Essa escolha deve estar expressa na cláusula compromissória, e deve ser realizada de maneira cuidadosa e refletida. As partes não devem selecionar legislação de país que desconhecem (ou que, ao menos, não conheçam com profundidade necessária), sendo recomendado que, caso optem por legislação estrangeira, que consultem advogados do respectivo país. Isso garantirá o pleno entendimento não apenas das consequências da escolha, mas também a compreensão de que maneiras a decisão arbitral poderá produzir efeitos no Brasil.

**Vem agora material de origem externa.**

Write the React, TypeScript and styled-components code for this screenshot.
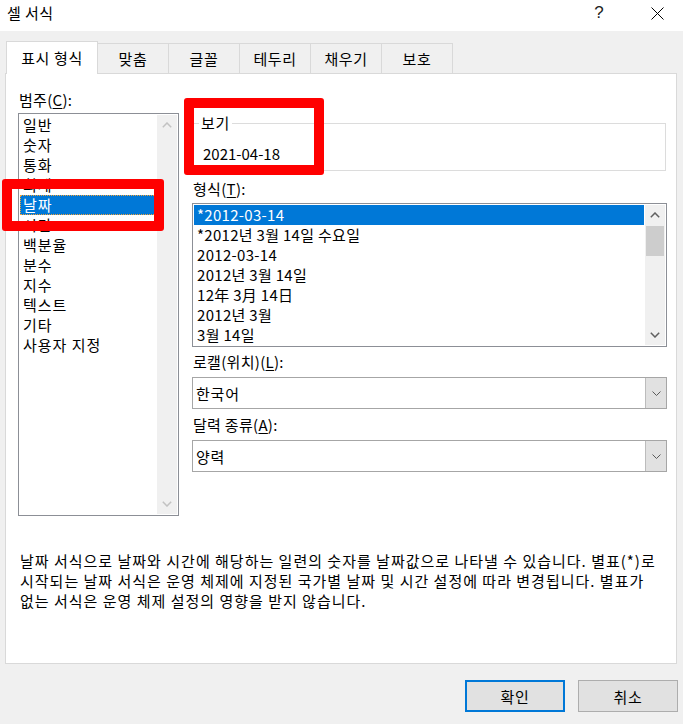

Outra possibilidade é que a arbitragem não seja "de direito" (ou seja, baseada na lei), mas por equidade. Nesse caso, a previsão deve ser expressa no contrato, e permite que o árbitro decida fora dos rigores da lei (mas nunca contra ela), ajustando a decisão ao caso concreto em busca de uma solução mais justa. A desvantagem da utilização da equidade é a menor previsibilidade da decisão, o que compromete a segurança jurídica e pode gerar um sentimento maior de injustiça na parte derrotada, de modo que somente deve ser utilizada situações muito específicas.
d. Local da arbitragem
Por fim, as partes devem estabelecer também qual será a sede da arbitragem, uma decisão que trará impactos relevantes como o local de realização de audiências e outras diligências (como perícias) - implicando em custos de deslocamento de partes, seus advogados ou testemunhas, se a câmara não possuir estrutura para audiências virtuais; qual será a autoridade judicial responsável para analisar pedidos de urgência, por exemplo; e qual será o órgão judicial competente para o cumprimento da sentença, se a parte derrotada não cumprir voluntariamente a obrigação.